#### REQUEST:
Make an exact copy of the lines, leaving the pictures out.

#### DATA SECTION:
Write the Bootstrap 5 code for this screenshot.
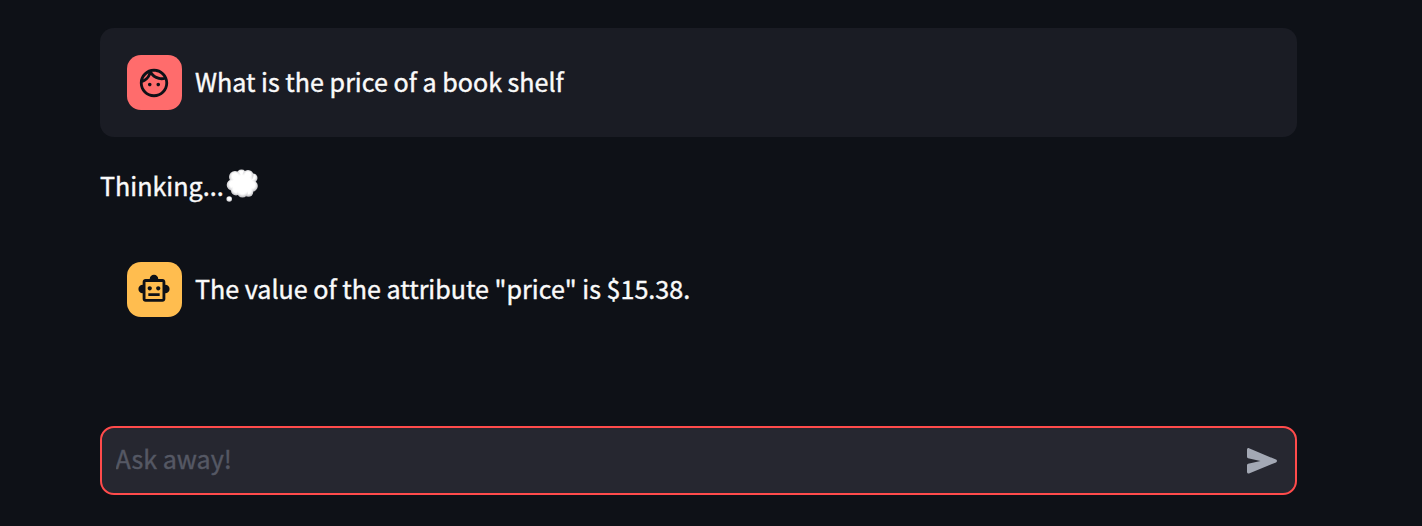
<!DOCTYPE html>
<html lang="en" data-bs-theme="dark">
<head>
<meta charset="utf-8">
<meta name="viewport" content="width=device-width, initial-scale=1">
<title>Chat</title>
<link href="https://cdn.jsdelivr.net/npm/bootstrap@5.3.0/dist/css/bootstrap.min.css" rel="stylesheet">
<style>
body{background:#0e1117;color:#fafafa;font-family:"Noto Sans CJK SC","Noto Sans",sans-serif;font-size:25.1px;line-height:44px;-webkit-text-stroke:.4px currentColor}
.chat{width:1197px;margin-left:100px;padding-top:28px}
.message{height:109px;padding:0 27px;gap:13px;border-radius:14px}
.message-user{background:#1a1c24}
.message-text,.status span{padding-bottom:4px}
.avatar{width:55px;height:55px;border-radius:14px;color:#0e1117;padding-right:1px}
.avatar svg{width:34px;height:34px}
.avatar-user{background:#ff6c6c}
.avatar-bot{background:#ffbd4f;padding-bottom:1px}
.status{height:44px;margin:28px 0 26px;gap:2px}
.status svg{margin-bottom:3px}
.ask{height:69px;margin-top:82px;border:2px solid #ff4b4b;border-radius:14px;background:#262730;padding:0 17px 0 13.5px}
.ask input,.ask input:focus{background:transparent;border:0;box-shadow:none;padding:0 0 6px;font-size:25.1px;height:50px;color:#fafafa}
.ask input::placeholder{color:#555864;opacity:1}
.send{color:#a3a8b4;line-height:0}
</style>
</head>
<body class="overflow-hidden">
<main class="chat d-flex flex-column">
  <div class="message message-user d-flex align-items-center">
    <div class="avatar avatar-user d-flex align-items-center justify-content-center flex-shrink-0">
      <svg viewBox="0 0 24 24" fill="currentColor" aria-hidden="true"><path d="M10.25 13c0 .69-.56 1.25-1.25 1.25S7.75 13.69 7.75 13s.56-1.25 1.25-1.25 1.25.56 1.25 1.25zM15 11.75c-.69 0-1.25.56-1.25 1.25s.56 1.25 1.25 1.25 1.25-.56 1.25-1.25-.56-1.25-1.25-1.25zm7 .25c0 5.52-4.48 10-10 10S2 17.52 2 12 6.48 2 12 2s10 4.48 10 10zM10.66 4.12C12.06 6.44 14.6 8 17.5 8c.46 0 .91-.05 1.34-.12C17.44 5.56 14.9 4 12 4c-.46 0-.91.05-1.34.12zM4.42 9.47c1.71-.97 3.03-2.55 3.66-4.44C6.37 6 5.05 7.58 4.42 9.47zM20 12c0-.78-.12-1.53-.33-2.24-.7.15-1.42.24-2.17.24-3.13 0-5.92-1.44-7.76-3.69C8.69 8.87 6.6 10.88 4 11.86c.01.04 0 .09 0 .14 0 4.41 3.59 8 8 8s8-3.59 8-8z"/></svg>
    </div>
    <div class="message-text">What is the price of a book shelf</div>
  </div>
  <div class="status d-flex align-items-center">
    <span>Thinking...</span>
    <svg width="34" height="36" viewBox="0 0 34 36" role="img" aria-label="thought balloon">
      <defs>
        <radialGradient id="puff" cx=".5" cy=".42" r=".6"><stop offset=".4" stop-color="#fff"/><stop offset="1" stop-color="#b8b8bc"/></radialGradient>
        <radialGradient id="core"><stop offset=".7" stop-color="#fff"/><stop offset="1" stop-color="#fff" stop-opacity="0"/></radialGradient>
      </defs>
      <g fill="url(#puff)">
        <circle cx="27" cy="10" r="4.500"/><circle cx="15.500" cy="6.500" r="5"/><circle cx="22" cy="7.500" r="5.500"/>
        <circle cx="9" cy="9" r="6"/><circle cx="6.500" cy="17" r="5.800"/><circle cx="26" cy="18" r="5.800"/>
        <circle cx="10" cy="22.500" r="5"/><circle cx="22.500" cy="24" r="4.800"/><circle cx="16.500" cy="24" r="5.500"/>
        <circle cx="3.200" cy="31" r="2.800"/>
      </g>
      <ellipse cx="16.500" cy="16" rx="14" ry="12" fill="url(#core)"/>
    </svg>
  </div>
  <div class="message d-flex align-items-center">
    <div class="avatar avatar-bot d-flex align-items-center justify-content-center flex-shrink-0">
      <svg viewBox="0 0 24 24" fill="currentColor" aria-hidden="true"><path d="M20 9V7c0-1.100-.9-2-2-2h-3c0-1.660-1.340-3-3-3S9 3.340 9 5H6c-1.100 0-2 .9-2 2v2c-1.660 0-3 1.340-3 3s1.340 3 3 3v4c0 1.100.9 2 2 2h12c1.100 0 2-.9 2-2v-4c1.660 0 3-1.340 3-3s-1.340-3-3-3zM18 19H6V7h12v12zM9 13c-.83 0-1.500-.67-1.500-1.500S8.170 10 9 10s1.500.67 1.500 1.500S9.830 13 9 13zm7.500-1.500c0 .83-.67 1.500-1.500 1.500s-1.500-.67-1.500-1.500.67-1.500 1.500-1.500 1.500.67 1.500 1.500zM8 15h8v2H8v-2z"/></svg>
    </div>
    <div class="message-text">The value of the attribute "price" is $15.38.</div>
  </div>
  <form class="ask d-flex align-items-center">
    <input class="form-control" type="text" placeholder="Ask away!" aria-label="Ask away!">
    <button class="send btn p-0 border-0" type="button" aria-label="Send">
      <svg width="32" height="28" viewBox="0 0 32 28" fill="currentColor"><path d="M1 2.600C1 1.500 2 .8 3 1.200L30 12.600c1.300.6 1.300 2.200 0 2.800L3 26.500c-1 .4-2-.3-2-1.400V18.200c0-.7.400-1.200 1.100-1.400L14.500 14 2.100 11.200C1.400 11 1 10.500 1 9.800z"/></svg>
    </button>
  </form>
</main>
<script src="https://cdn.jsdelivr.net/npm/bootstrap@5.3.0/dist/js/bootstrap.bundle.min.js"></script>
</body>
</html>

#### RESULT FOR THIS TASK:
Write the Bootstrap 5 code for this screenshot.
<!DOCTYPE html>
<html lang="en" data-bs-theme="dark">
<head>
<meta charset="utf-8">
<meta name="viewport" content="width=device-width, initial-scale=1">
<title>Chat</title>
<link href="https://cdn.jsdelivr.net/npm/bootstrap@5.3.0/dist/css/bootstrap.min.css" rel="stylesheet">
<style>
body{background:#0e1117;color:#fafafa;font-family:"Noto Sans CJK SC","Noto Sans",sans-serif;font-size:25.1px;line-height:44px;-webkit-text-stroke:.4px currentColor}
.chat{width:1197px;margin-left:100px;padding-top:28px}
.message{height:109px;padding:0 27px;gap:13px;border-radius:14px}
.message-user{background:#1a1c24}
.message-text,.status span{padding-bottom:4px}
.avatar{width:55px;height:55px;border-radius:14px;color:#0e1117;padding-right:1px}
.avatar svg{width:34px;height:34px}
.avatar-user{background:#ff6c6c}
.avatar-bot{background:#ffbd4f;padding-bottom:1px}
.status{height:44px;margin:28px 0 26px;gap:2px}
.status svg{margin-bottom:3px}
.ask{height:69px;margin-top:82px;border:2px solid #ff4b4b;border-radius:14px;background:#262730;padding:0 17px 0 13.5px}
.ask input,.ask input:focus{background:transparent;border:0;box-shadow:none;padding:0 0 6px;font-size:25.1px;height:50px;color:#fafafa}
.ask input::placeholder{color:#555864;opacity:1}
.send{color:#a3a8b4;line-height:0}
</style>
</head>
<body class="overflow-hidden">
<main class="chat d-flex flex-column">
  <div class="message message-user d-flex align-items-center">
    <div class="avatar avatar-user d-flex align-items-center justify-content-center flex-shrink-0">
      <svg viewBox="0 0 24 24" fill="currentColor" aria-hidden="true"><path d="M10.25 13c0 .69-.56 1.25-1.25 1.25S7.75 13.69 7.75 13s.56-1.25 1.25-1.25 1.25.56 1.25 1.25zM15 11.75c-.69 0-1.25.56-1.25 1.25s.56 1.25 1.25 1.25 1.25-.56 1.25-1.25-.56-1.25-1.25-1.25zm7 .25c0 5.52-4.48 10-10 10S2 17.52 2 12 6.48 2 12 2s10 4.48 10 10zM10.66 4.12C12.06 6.44 14.6 8 17.5 8c.46 0 .91-.05 1.34-.12C17.44 5.56 14.9 4 12 4c-.46 0-.91.05-1.34.12zM4.42 9.47c1.71-.97 3.03-2.55 3.66-4.44C6.37 6 5.05 7.58 4.42 9.47zM20 12c0-.78-.12-1.53-.33-2.24-.7.15-1.42.24-2.17.24-3.13 0-5.92-1.44-7.76-3.69C8.69 8.87 6.6 10.88 4 11.86c.01.04 0 .09 0 .14 0 4.41 3.59 8 8 8s8-3.59 8-8z"/></svg>
    </div>
    <div class="message-text">What is the price of a book shelf</div>
  </div>
  <div class="status d-flex align-items-center">
    <span>Thinking...</span>
    <svg width="34" height="36" viewBox="0 0 34 36" role="img" aria-label="thought balloon">
      <defs>
        <radialGradient id="puff" cx=".5" cy=".42" r=".6"><stop offset=".4" stop-color="#fff"/><stop offset="1" stop-color="#b8b8bc"/></radialGradient>
        <radialGradient id="core"><stop offset=".7" stop-color="#fff"/><stop offset="1" stop-color="#fff" stop-opacity="0"/></radialGradient>
      </defs>
      <g fill="url(#puff)">
        <circle cx="27" cy="10" r="4.500"/><circle cx="15.500" cy="6.500" r="5"/><circle cx="22" cy="7.500" r="5.500"/>
        <circle cx="9" cy="9" r="6"/><circle cx="6.500" cy="17" r="5.800"/><circle cx="26" cy="18" r="5.800"/>
        <circle cx="10" cy="22.500" r="5"/><circle cx="22.500" cy="24" r="4.800"/><circle cx="16.500" cy="24" r="5.500"/>
        <circle cx="3.200" cy="31" r="2.800"/>
      </g>
      <ellipse cx="16.500" cy="16" rx="14" ry="12" fill="url(#core)"/>
    </svg>
  </div>
  <div class="message d-flex align-items-center">
    <div class="avatar avatar-bot d-flex align-items-center justify-content-center flex-shrink-0">
      <svg viewBox="0 0 24 24" fill="currentColor" aria-hidden="true"><path d="M20 9V7c0-1.100-.9-2-2-2h-3c0-1.660-1.340-3-3-3S9 3.340 9 5H6c-1.100 0-2 .9-2 2v2c-1.660 0-3 1.340-3 3s1.340 3 3 3v4c0 1.100.9 2 2 2h12c1.100 0 2-.9 2-2v-4c1.660 0 3-1.340 3-3s-1.340-3-3-3zM18 19H6V7h12v12zM9 13c-.83 0-1.500-.67-1.500-1.500S8.170 10 9 10s1.500.67 1.500 1.500S9.830 13 9 13zm7.500-1.500c0 .83-.67 1.500-1.500 1.500s-1.500-.67-1.500-1.500.67-1.500 1.500-1.500 1.500.67 1.500 1.500zM8 15h8v2H8v-2z"/></svg>
    </div>
    <div class="message-text">The value of the attribute "price" is $15.38.</div>
  </div>
  <form class="ask d-flex align-items-center">
    <input class="form-control" type="text" placeholder="Ask away!" aria-label="Ask away!">
    <button class="send btn p-0 border-0" type="button" aria-label="Send">
      <svg width="32" height="28" viewBox="0 0 32 28" fill="currentColor"><path d="M1 2.600C1 1.500 2 .8 3 1.200L30 12.600c1.300.6 1.300 2.200 0 2.800L3 26.500c-1 .4-2-.3-2-1.400V18.200c0-.7.400-1.200 1.100-1.400L14.500 14 2.100 11.200C1.400 11 1 10.500 1 9.800z"/></svg>
    </button>
  </form>
</main>
<script src="https://cdn.jsdelivr.net/npm/bootstrap@5.3.0/dist/js/bootstrap.bundle.min.js"></script>
</body>
</html>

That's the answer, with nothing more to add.